I shared a story yesterday about a mom with a senior and all of the struggles to let go. It hit me hard. It’s something so difficult to prepare for. A friend asked if she would be ready when her kids get to that age. My reply was, “You won’t be ready… but I will be here for you when it happens.”
I understand that not everyone has the same relationships with their kids. Mine isn’t perfect. Nobody’s is. I remember feeling so ready for diapers to be done. I remember being ready for them to crawl, walk and ride bike. I remember being ready for the floor to be free of toys and then LEGOs. People would tell me, “Enjoy it, it goes fast.” I would grin and nod, thinking it wouldn’t end. It literally feels like yesterday when they rode bikes around the neighborhood with water guns. I can still hear the little kid giggles and belly laughs.
I wasn’t ready to let go of their little hands. I wasn’t ready to no longer have cheers when I come home from work. I wasn’t ready for him to drive (ok, maybe a little). I wasn’t ready for the first time he lied and it hurt my heart. I wasn’t ready for his first heartbreak. I wasn’t ready for the harsh words from bullies. I wasn’t ready to NOT be able to fix or help or mend. I wasn’t ready for the last trick-or-treating. I wasn’t ready for the last Christmas he helped decorate the tree.
I’m not ready for graduation. I’m not ready for his room to be empty. I’m not ready for his bathroom to be clean. I’m not ready for dad’s fishing buddy to be gone. I’m not ready to share his time with a girlfriend. I’m not ready for less communication. I’m not ready to be second.

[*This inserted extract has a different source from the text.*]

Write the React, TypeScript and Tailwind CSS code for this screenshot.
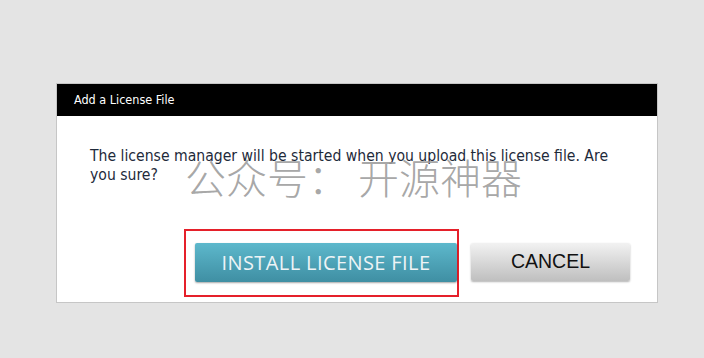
export default function App() {
  return (
    <div className="relative h-[358px] w-[704px] overflow-hidden bg-[#e4e4e4] pl-[56px] pt-[83px]">
      <div className="relative h-[220px] w-[602px] border border-[#c6c6c6] bg-white">
        <div className="flex h-[32px] items-center bg-black pl-[17px] font-['DejaVu_Sans_Condensed','DejaVu_Sans',sans-serif] text-[12.5px] text-white">
          Add a License File
        </div>

        <p className="pl-[33px] pr-[30px] pt-[31px] font-['DejaVu_Sans_Condensed','DejaVu_Sans',sans-serif] text-[15.6px] leading-[19px] text-[#1e2a3a]">
          The license manager will be started when you upload this license file. Are you sure?
        </p>

        <div className="mt-[44px] flex items-start pl-[127px]">
          <div className="border-2 border-[#e5202a] pb-[13px] pl-[9px] pr-0 pt-[12px]">
            <button
              type="button"
              className="flex h-[39px] w-[262px] items-center justify-center rounded-[2px] bg-gradient-to-b from-[#5db8cc] to-[#3f8fa3] font-['Open_Sans',sans-serif] text-[20px] tracking-[0.4px] text-[#eef4f6] shadow-[0_1px_2px_rgba(0,0,0,0.35)]"
            >
              INSTALL LICENSE FILE
            </button>
          </div>
          <button
            type="button"
            className="ml-[12px] mt-[14px] flex h-[38px] w-[159px] items-center justify-center rounded-[2px] bg-gradient-to-b from-[#f2f2f2] to-[#bfbfbf] font-['Liberation_Sans',Arial,sans-serif] text-[19.5px] text-[#111] shadow-[0_1px_2px_rgba(0,0,0,0.3)]"
          >
            CANCEL
          </button>
        </div>

        <div className="pointer-events-none absolute left-[128px] top-[72px] font-['Noto_Sans_CJK_SC',sans-serif] text-[41px] font-light leading-none text-[#9c9c9c]/90">
          公众号： 开源神器
        </div>
      </div>
    </div>
  );
}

I AM ready to see him do what he loves. I’m ready for him to spread his wings. I’m ready to hear about his new adventures. I’m ready to see what kind of man he will become. I’m ready for him to be independent (kind of). I’m ready to cheer him on when he succeeds and listen when he stumbles. I’m ready to send some cookies that remind him of home.
Will he change his mind a few more times? Probably. That’s ok. This is such an amazing time- to get to decide what you want to do, find your love, explore the world. It’s so much more accepted to do this at 18 instead of 47 (although it shouldn’t matter). Are you ready? I’m not. But I’m forever thankful to get to be a mom, his mom.
Hang on, moms of seniors, the next 5-6 months are going to fly. I wish you peace on your journey of enough. I may not be ready, but he is, and that gives me peace.